Non seulement la maltraitance se manifeste sous différentes formes, mais ces formes ont évolué au fil du temps en raison des changements significatifs dans le fonctionnement de la société. L’essor des médias sociaux et leurs répercussions ont exacerbé les formes traditionnelles d’abus. Par exemple, les rituels d’initiation, qui sont depuis longtemps un problème dans la culture du sport, ont changé. Dans certains cas, ces rituels causent désormais un second degré de préjudices à cause des téléphones intelligents et des plateformes en ligne qui sont facilement accessibles. La Commission a entendu dire que ces changements technologiques ont, dans certains cas, facilité les comportements abusifs et ont été utilisés pour faire pression et intimider les personnes concernées.

D’autre part, l’utilisation accrue des communications en ligne a créé de nouvelles possibilités d’abus, la cyberintimidation devenant une préoccupation majeure pour les athlètes de tout âge. Le harcèlement en ligne peut prendre de nombreuses formes, allant des propos blessants au partage d’images intimes sans consentement, alimentant une culture de honte, de peur et d’intimidation.

Un autre exemple d’une nouvelle forme de maltraitance concerne l’enjeu de la manipulation de compétitions au Canada. La manipulation de compétitions est généralement considérée comme une menace sérieuse à l’intégrité du sport, mais aussi à la sécurité des athlètes puisqu’elle peut conduire à l’exploitation et aux abusNote de bas de page 2.

Culture du silence

Une culture du silence exacerbe la maltraitance dans le sport. Les conflits d’intérêts et le favoritisme au sein du système permettent souvent aux abus de persister, sans être contrôlés ni résolus. Les entraîneurs et les administrateurs peuvent prioriser la victoire plutôt que le bien-être des athlètes. Des déséquilibres de pouvoir entre les différents acteurs du monde sportif sont souvent observés dans les structures hiérarchiques, comme les organisations sportives, et peuvent créer des environnements où la peur et le silence relèguent le bien-être des athlètes au second plan.

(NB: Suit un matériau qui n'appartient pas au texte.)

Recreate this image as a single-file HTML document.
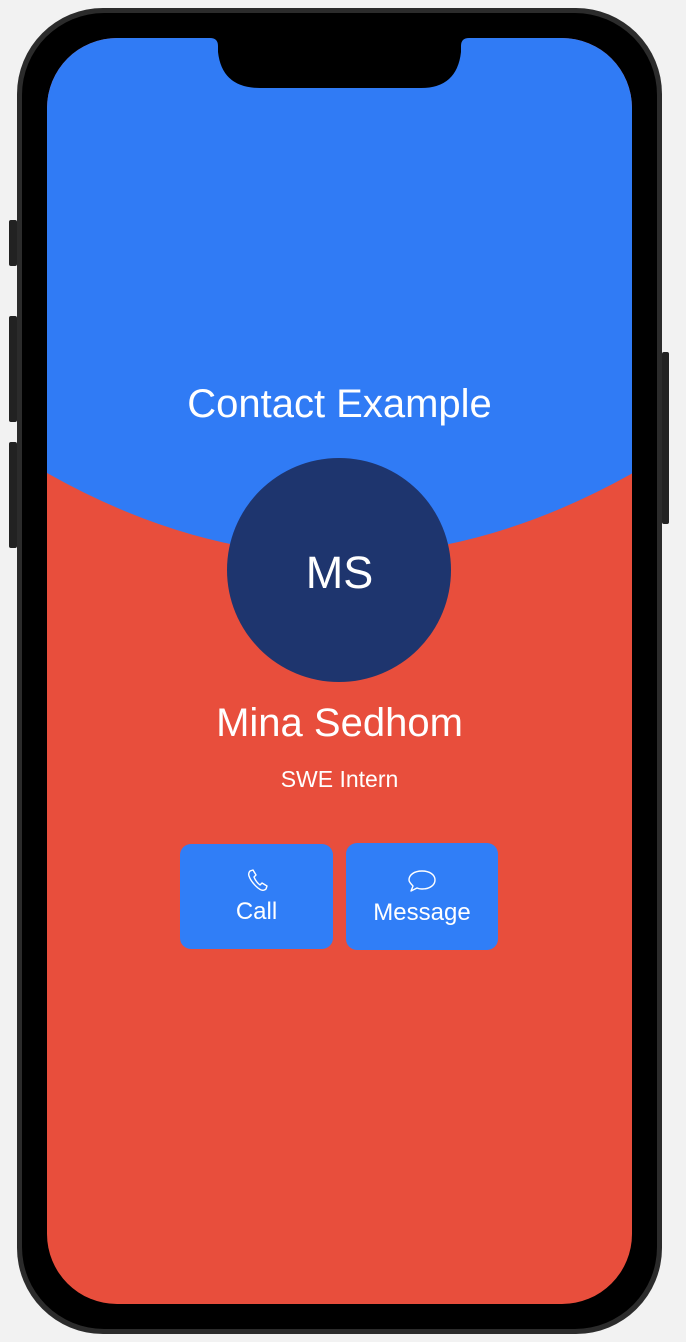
<!DOCTYPE html>
<html><head><meta charset="utf-8"><style>
html,body{margin:0;padding:0;background:#f2f2f2;width:686px;height:1342px;overflow:hidden;font-family:"Liberation Sans",sans-serif}
.abs{position:absolute}
</style></head><body>
<div class="abs" style="left:9px;top:220px;width:8px;height:46px;background:#222;border-radius:2px"></div>
<div class="abs" style="left:9px;top:316px;width:8px;height:106px;background:#222;border-radius:2px"></div>
<div class="abs" style="left:9px;top:442px;width:8px;height:106px;background:#222;border-radius:2px"></div>
<div class="abs" style="left:662px;top:352px;width:7px;height:172px;background:#222;border-radius:2px"></div>
<div class="abs" style="left:17px;top:8px;width:645px;height:1326px;background:#2b2b2b;border-radius:86px"></div>
<div class="abs" style="left:22px;top:13px;width:635px;height:1316px;background:#000;border-radius:82px"></div>
<svg class="abs" style="left:0;top:0" width="686" height="1342">
<defs><clipPath id="s"><rect x="47" y="38" width="585" height="1266" rx="70"/></clipPath></defs>
<g clip-path="url(#s)">
<rect x="40" y="30" width="600" height="1280" fill="#e84e3c"/>
<path d="M40 30 H640 V469 Q339 642 40 469 Z" fill="#307bf5"/>
<path d="M210 30 V38 Q218 38 218 46 V52 Q222 88 260 88 H421 Q457 88 461 52 V46 Q461 38 469 38 V30 Z" fill="#000"/>
</g>
<circle cx="339" cy="570" r="112" fill="#1e356e"/>
<rect x="180" y="844" width="153" height="105" rx="11" fill="#307ef7"/>
<rect x="346" y="843" width="152" height="107" rx="11" fill="#307ef7"/>
<path d="M250 871 l3 -1 l3 5 l-2 2 q2 5 6 8 l2 -2 l5 3 l-1 3 q-3 3 -8 -1 q-7 -6 -9 -12 q-1 -3 1 -5z" fill="none" stroke="#fff" stroke-width="1.4" stroke-linejoin="round"/>
<path d="M422 871 c8 0 13 4 13 9 s-5 9 -13 9 c-2 0 -3 0 -5 -1 l-6 3 l2 -5 c-2 -2 -4 -4 -4 -6 c0 -5 5 -9 13 -9z" fill="none" stroke="#fff" stroke-width="1.4" stroke-linejoin="round"/>
</svg>
<div class="abs" style="left:0;width:679px;top:382px;text-align:center;color:#fff;font-size:40px">Contact Example</div>
<div class="abs" style="left:0;width:679px;top:547px;text-align:center;color:#fff;font-size:45px">MS</div>
<div class="abs" style="left:0;width:679px;top:701px;text-align:center;color:#fff;font-size:40px">Mina Sedhom</div>
<div class="abs" style="left:0;width:679px;top:766px;text-align:center;color:#fff;font-size:23px">SWE Intern</div>
<div class="abs" style="left:180px;width:153px;top:898px;text-align:center;color:#fff;font-size:24px">Call</div>
<div class="abs" style="left:346px;width:152px;top:899px;text-align:center;color:#fff;font-size:24px">Message</div>
</body></html>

De nombreuses personnes ont confié à la Commission qu’elles hésitaient à s’exprimer, que ce soit en tant que témoins, ou en tant que personne victime ou survivante. Elles disent craindre les représailles de leurs entraîneurs, de leurs coéquipiers, de leurs superviseurs ou des institutions. Dans de nombreux cas, ces craintes se sont concrétisées lorsque les personnes victimes ou survivantes et les témoins ont effectivement fait part de leurs inquiétudes ou signalé de la maltraitance.

Souvent, des personnes conscientes de ce qui se passait ont délibérément choisi de ne rien faire pour arrêter la situation. Par ailleurs, des athlètes et d’autres personnes impliquées dans le sport craignent souvent de perdre leur financement, d’être exclus ou d’être considérés comme des agents perturbateurs si des allégations de maltraitance étaient révélées. Cela crée un climat de peur, où la crainte de l’instabilité financière devient plus forte que la nécessité de signaler les inconduites. Cette culture perpétue les cycles d’abus, ce qui dissuade les personnes victimes ou survivantes de se manifester pour demander de l’aide ou exiger que justice soit rendue.

En outre, la honte que ressentent les personnes victimes ou survivantes contribue à une perception selon laquelle le fait de s’exprimer puisse être considéré comme une source de problèmes. Cette perception peut conduire les personnes victimes ou survivantes à douter d’elles-mêmes et peut renforcer l’idée néfaste qu’elles sont elles-mêmes à blâmer, et non les auteurs des mauvais traitements. L’ensemble de ces craintes contribuent à réduire au silence les personnes victimes ou survivantes et les témoins, ce qui, en fin de compte, nuit aux progrès qui sont nécessaires pour lutter contre la maltraitance dans le sport.

Les exemples qui nous ont été partagés et que nous avons cités ci-dessus illustrent la nature continue et omniprésente de la maltraitance dans le sport. Bien que ces comportements et ces pratiques soient clairement inacceptables, ils se produisent encore aujourd’hui.